Para justificar que quantidade não indica melhor assistência, costumo citar Copacabana, no Rio de Janeiro — onde vivi e trabalhei — como um retrato do paradoxo nacional: mesmo com alta concentração de médicos, um idoso que sofre uma fratura de quadril pode aguardar meses por uma prótese no SUS. Isso revela que a saúde pública exige muito mais do que quantidade de profissionais; exige estrutura, acesso, boa formação e organização do sistema.
Mas a falta de estrutura não é exclusiva da medicina. A odontologia, por exemplo, enfrenta desafios semelhantes: em muitos municípios, extrair um dente ou realizar um tratamento de canal pelo SUS ainda é uma missão quase impossível.
Esse descompasso entre quantidade e qualidade está em todas as áreas da saúde. Recentemente, presenciei um profissional não médico da assistência, recém-formado, em uma unidade de saúde, que não sabia calcular a taxa de infusão de soro a 26 gotas por minuto — algo elementar para a prática hospitalar.
Na medicina, vemos hoje um fenômeno preocupante: muitos profissionais parecem inseguros diante da própria capacidade clínica, recorrendo a uma avalanche de exames complementares sem o devido critério. Em meu consultório, é comum solicitar que pacientes tragam exames realizados recentemente por outros médicos — o que poupa tempo, evita desperdícios e permite decisões mais assertivas. Uma boa consulta começa com escuta atenta, exame físico detalhado e solicitação criteriosa de exames. Exames mal indicados confundem mais do que ajudam.

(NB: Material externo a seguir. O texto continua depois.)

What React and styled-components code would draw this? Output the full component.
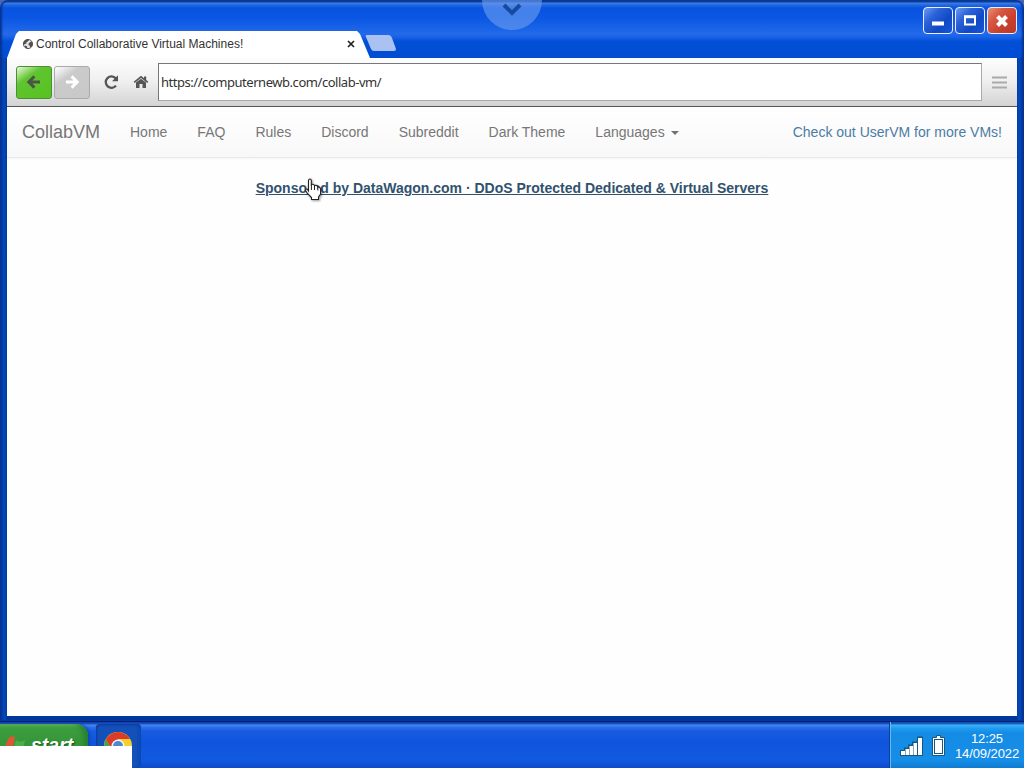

Mesmo na reumatologia — especialidade que lida com doenças autoimunes complexas e exige apoio laboratorial e de imagem — frequentemente nos surpreendemos com a quantidade de exames desnecessários trazidos por pacientes após consultas rotineiras. Isso transmite uma falsa sensação de segurança e, por vezes, atrasa o diagnóstico correto.

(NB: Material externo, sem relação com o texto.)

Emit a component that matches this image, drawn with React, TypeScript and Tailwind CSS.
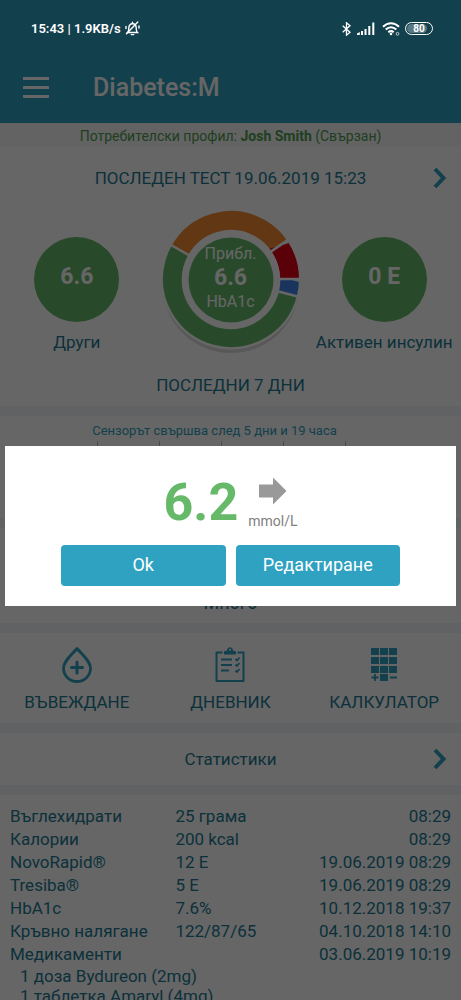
import { useState } from "react"
import type { ReactNode } from "react"

const stats = [
  { name: "Въглехидрати", value: "25 грама", time: "08:29" },
  { name: "Калории", value: "200 kcal", time: "08:29" },
  { name: "NovoRapid®", value: "12 E", time: "19.06.2019 08:29" },
  { name: "Tresiba®", value: "5 E", time: "19.06.2019 08:29" },
  { name: "HbA1c", value: "7.6%", time: "10.12.2018 19:37" },
  { name: "Кръвно налягане", value: "122/87/65", time: "04.10.2018 14:10" },
  { name: "Медикаменти", value: "", time: "03.06.2019 10:19" },
]

const medications = ["1 доза Bydureon (2mg)", "1 таблетка Amaryl (4mg)"]

// start / sweep in degrees, clockwise from three o'clock
const segments = [
  { start: 0, sweep: 14.7, color: "#4285e8" },
  { start: 14.7, sweep: 194.8, color: "#67b96a" },
  { start: 209.5, sweep: 116, color: "#f58b32" },
  { start: 325.5, sweep: 34.5, color: "#e20018" },
]

function StatusBar() {
  return (
    <div className="relative z-20 flex h-[51px] items-center justify-between pt-[6px] pr-7 pl-[31px] text-white">
      <div className="flex items-center gap-1 text-[13px] font-semibold">
        <span>15:43 | 1.9KB/s</span>
        <svg width="15" height="15" viewBox="0 0 15 15" fill="none" stroke="currentColor" strokeWidth="1.4" strokeLinecap="round">
          <path d="M2.5 11.5c1-1 1.3-2 1.3-4.3C3.8 4.5 5.3 2.8 7.5 2.8c2.2 0 3.7 1.7 3.7 4.4 0 2.3.4 3.3 1.3 4.300z" />
          <path d="M6.2 13.6h2.6M1.5 12.8 12.8 1M7.5 1.3v1M1 5.5v2M14 5v2" />
        </svg>
      </div>
      <div className="flex items-center">
        <svg width="9" height="14" viewBox="0 0 9 14" fill="none" stroke="currentColor" strokeWidth="1.3">
          <path d="M.7 3.8 8 10.3 4.5 13.2V.8L8 3.7.7 10.2" />
        </svg>
        <svg className="ml-[6px]" width="18" height="13" viewBox="0 0 18 13" fill="currentColor">
          <path d="M0 13v-1.5L2.8 10v3zM4 9h2v4H4zM7.5 7h2v6h-2zM11.3 4h2v9h-2zM15.3 .5h2V13h-2z" />
        </svg>
        <svg className="ml-[7px]" width="19" height="14" viewBox="0 0 19 14" fill="none" stroke="currentColor" strokeWidth="2">
          <path d="M1 4.7C5.8 0 12.2 0 17 4.7M3.7 7.6c3.2-3 7.4-3 10.6 0M6.3 10.300c1.700-1.500 3.700-1.500 5.400 0" />
          <circle cx="9" cy="12" r="1.3" fill="currentColor" stroke="none" />
          <circle cx="15.5" cy="11.8" r="1.4" strokeWidth="1" opacity=".7" />
        </svg>
        <span className="relative ml-1 flex h-[13px] w-7 items-center justify-center rounded-full border border-white text-[10px] leading-none font-bold">
          <span className="absolute inset-y-px left-px w-5 rounded-full bg-white/30" />
          <span className="relative">80</span>
        </span>
      </div>
    </div>
  )
}

function Chevron() {
  return (
    <svg width="14" height="22" viewBox="0 0 14 22" fill="none" stroke="#2fa1c1" strokeWidth="4">
      <path d="M2 2l8.5 9L2 20" />
    </svg>
  )
}

function Bubble({ value, label }: { value: string; label: string }) {
  return (
    <div className="flex flex-col items-center pt-[27px]">
      <div className="flex size-[85px] items-center justify-center rounded-full bg-[#67b96a] pb-1 text-[23px] font-bold text-white">
        {value}
      </div>
      <div className="mt-2 leading-6 whitespace-nowrap">{label}</div>
    </div>
  )
}

function Donut() {
  return (
    <div className="relative flex justify-center">
      <svg width="141" height="145" viewBox="-71 -69 141 145">
        <circle cx="0" cy="5.5" r="68.5" fill="#dcdcdc" />
        <circle cx="0" cy="0.5" r="70" fill="#fff" />
        {segments.map((s) => (
          <circle
            key={s.color}
            r="58.5"
            fill="none"
            stroke={s.color}
            strokeWidth="19"
            pathLength="360"
            strokeDasharray={`${s.sweep} ${360 - s.sweep}`}
            transform={`rotate(${s.start})`}
          />
        ))}
        {segments.map((s) => (
          <path key={s.color} d="M47 0H70" stroke="#fff" strokeWidth="2.5" transform={`rotate(${s.start})`} />
        ))}
        <circle cx="0" cy="1" r="49.3" fill="#fff" />
        <circle cx="0" cy="1" r="42.5" fill="#67b96a" />
      </svg>
      <div className="absolute inset-0 flex flex-col items-center pt-8 text-center text-white">
        <span className="text-base leading-6">Прибл.</span>
        <span className="text-[23px] leading-6 font-bold">6.6</span>
        <span className="text-base leading-6">HbA1c</span>
      </div>
    </div>
  )
}

function NavButton({ label, children }: { label: string; children: ReactNode }) {
  return (
    <button type="button" className="flex flex-col items-center pt-3 pb-[9px]">
      <svg width="38" height="38" viewBox="0 0 38 38" fill="none" stroke="#2fa1c1">
        {children}
      </svg>
      <span className="mt-1 pt-[3px] leading-6">{label}</span>
    </button>
  )
}

function GlucoseDialog({ onClose }: { onClose: () => void }) {
  return (
    <div className="absolute inset-0 z-10 flex items-center justify-center bg-black/60 px-[5px] pt-[51px]">
      <div role="dialog" aria-modal="true" aria-label="6.2 mmol/L" className="w-full bg-white px-14 pt-7 pb-5">
        <div className="flex justify-center gap-[10px]">
          <span className="text-[52px] leading-[58px] font-bold text-[#67b96a]">6.2</span>
          <div className="flex h-[60px] flex-col">
            <svg className="mt-[3px] ml-[11px]" width="28" height="28" viewBox="0 0 28 28" fill="#999">
              <path d="M0 7.5h14V.5L27.5 14 14 27.5v-7H0z" />
            </svg>
            <span className="mt-[6px] text-sm leading-5 text-[#808080]">mmol/L</span>
          </div>
        </div>
        <div className="mt-[11px] flex gap-[10px]">
          <button type="button" onClick={onClose} className="h-[41px] flex-1 rounded bg-[#2fa1c1] text-lg text-white">
            Ok
          </button>
          <button type="button" onClick={onClose} className="h-[41px] flex-1 rounded bg-[#2fa1c1] text-lg text-white">
            Редактиране
          </button>
        </div>
      </div>
    </div>
  )
}

export default function App() {
  const [open, setOpen] = useState(true)

  return (
    <div className="relative h-screen overflow-hidden bg-[#f3f4fa] font-[Roboto,sans-serif] text-[17px] text-[#217a94]">
      <header className="bg-[#2fa1c1]">
        <StatusBar />
        <div className="flex h-[72px] items-center gap-11 pl-[23px] text-white">
          <button type="button" aria-label="Меню" className="flex w-[26px] flex-col gap-[6px]">
            <span className="h-[3px] bg-white" />
            <span className="h-[3px] bg-white" />
            <span className="h-[3px] bg-white" />
          </button>
          <h1 className="pt-0.5 text-[25px] font-medium">Diabetes:M</h1>
        </div>
      </header>

      <p className="h-6 bg-[#f7f7f8] text-center text-sm leading-[26px] text-[#4f9d52]">
        Потребителски профил: <b>Josh Smith</b> (Свързан)
      </p>

      <main className="flex flex-col gap-[10px]">
        <section className="bg-white pt-[17px] pb-[7px]">
          <div className="grid grid-cols-[1fr_auto_1fr] items-center px-[14px]">
            <h2 className="col-start-2 leading-7">ПОСЛЕДЕН ТЕСТ 19.06.2019 15:23</h2>
            <button type="button" aria-label="Последен тест" className="justify-self-end">
              <Chevron />
            </button>
          </div>
          <div className="mt-[18px] grid grid-cols-3">
            <Bubble value="6.6" label="Други" />
            <Donut />
            <Bubble value="0 E" label="Активен инсулин" />
          </div>
          <h2 className="mt-4 text-center leading-7">ПОСЛЕДНИ 7 ДНИ</h2>
        </section>

        <section className="h-[102px] bg-white pt-[5px]">
          <p className="pr-8 text-center text-[13px] leading-5 text-[#2fa1c1]">Сензорът свършва след 5 дни и 19 часа</p>
          <div className="mr-[115px] ml-[97px] flex h-16 justify-between">
            {[0, 1, 2, 3, 4].map((i) => (
              <span key={i} className="w-px bg-[#b8b8b8]" />
            ))}
          </div>
        </section>

        <section className="flex h-[95px] items-end justify-center bg-white pb-2">
          <button type="button" className="text-lg leading-6">Много</button>
        </section>

        <nav className="grid grid-cols-3 bg-white">
          <NavButton label="ВЪВЕЖДАНЕ">
            <path d="M19 3.5C14 9.5 5.5 16 5.5 23.3a13.5 13.2 0 0 0 27 0C32.5 16 24 9.5 19 3.500z" strokeWidth="2.8" strokeLinejoin="round" />
            <path d="M19 17v11M13.5 22.5h11" strokeWidth="3" strokeLinecap="round" />
          </NavButton>
          <NavButton label="ДНЕВНИК">
            <path d="M11.5 7.5H5.5V36H32.5V7.5H26.5" strokeWidth="2" strokeLinejoin="round" />
            <path d="M13 9.5V6.500l3-1C16 1 22 1 22 5.5l3 1v3z" fill="#2fa1c1" stroke="none" />
            <circle cx="19" cy="4.8" r="1" fill="#fff" stroke="none" />
            <path d="M10 14.5h11M10 20h11M10 25.5h8" strokeWidth="1.8" />
            <path d="M24.5 14l1.5 1.5 2.5-3M24.5 19.5 26 21l2.5-3M24.5 25.5 26 27l2.5-3" strokeWidth="1.8" />
          </NavButton>
          <NavButton label="КАЛКУЛАТОР">
            <path
              d="M6 3h8v7H6zM15 3h8v7h-8zM24 3h8v7h-8zM6 12h8v7H6zM15 12h8v7h-8zM24 12h8v7h-8zM6 21h8v7H6zM15 21h8v7h-8zM24 21h8v7h-8zM15 29h8v7h-8z"
              fill="#2fa1c1"
              stroke="none"
            />
            <path d="M6.5 32.5h7M10 29v7M25 32.5h7" strokeWidth="1.8" />
          </NavButton>
        </nav>

        <section className="grid grid-cols-[1fr_auto_1fr] items-center bg-white px-[14px] py-3">
          <h2 className="col-start-2 leading-7">Статистики</h2>
          <button type="button" aria-label="Статистики" className="justify-self-end">
            <Chevron />
          </button>
        </section>

        <section className="bg-white px-[10px] pt-[10px] pb-4">
          <table className="w-full leading-[23px]">
            <tbody>
              {stats.map((row) => (
                <tr key={row.name}>
                  <th scope="row" className="w-3/8 p-0 text-left font-normal">{row.name}</th>
                  <td className="p-0">{row.value}</td>
                  <td className="p-0 text-right">{row.time}</td>
                </tr>
              ))}
            </tbody>
          </table>
          <ul className="pl-[10px] leading-5">
            {medications.map((m) => (
              <li key={m}>{m}</li>
            ))}
          </ul>
        </section>
      </main>

      {open && <GlucoseDialog onClose={() => setOpen(false)} />}
    </div>
  )
}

Qual o sentido de solicitar repetidamente dosagens de magnésio, boro, zinco ou vitamina C em mulheres jovens e saudáveis? Ou pedir testes imunológicos e genéticos de alto custo antes de uma cirurgia plástica eletiva — muitas vezes de difícil interpretação para um cirurgião? Agora, tornou-se moda solicitar dosagens repetidas de testosterona em mulheres jovens sem qualquer indicação clínica — desperdício puro. Testosterona é um hormônio masculino; na mulher jovem e saudável, seus níveis são naturalmente baixos.
Além de ineficazes, esses exames geram custos desnecessários para os pacientes, sobrecarregam o Sistema Único de Saúde e contribuem para o reajuste crescente das mensalidades dos planos privados.
Médicos devem tratar pessoas, não exames. Investigações laboratoriais bem indicadas — como hemograma, glicemia, colesterol, Papanicolau e PSA — são fundamentais na detecção precoce de doenças prevalentes, como diabetes, câncer de colo uterino e de próstata, e devem ser valorizadas. Essa minha análise crítica não se dirige contra a autonomia médica, que é um dos pilares sagrados da medicina e deve ser preservada, mas ao uso inadequado dessa autonomia, que onera os pacientes, não traz resultados e não gera uma boa prática clínica.
Esse debate precisa ser ampliado no meio médico, incorporado às faculdades, aos programas de residência e à formação ética dos médicos que atuarão nos estados mais carentes, como o Amapá.
Atualmente, temos duas escolas médicas no estado — a pública Universidade Federal do Amapá (UNIFAP) e a recém-inaugurada Faculdade Integrada. Ambas têm o potencial de formar profissionais éticos, capacitados e socialmente conscientes. As duas instituições são suficientes para fornecer novos profissionais para nosso estado. Cabe a nós, médicos, ao Conselho Regional de Medicina, à Associação Médica, à Academia Amapaense de Medicina e aos dedicados docentes contribuir com essa formação, levando nossa vivência prática e nossa responsabilidade à sala de aula e às autoridades responsáveis por políticas do setor.
Dr. Marco Túlio Franco
CRM-AP 994 | RQE 204
Médico Reumatologista, Conselheiro do CRM-AP, Coordenador da Comissão de Ética Médica da Sociedade Brasileira de Reumatologia e Membro da Academia Amapaense de Medicina.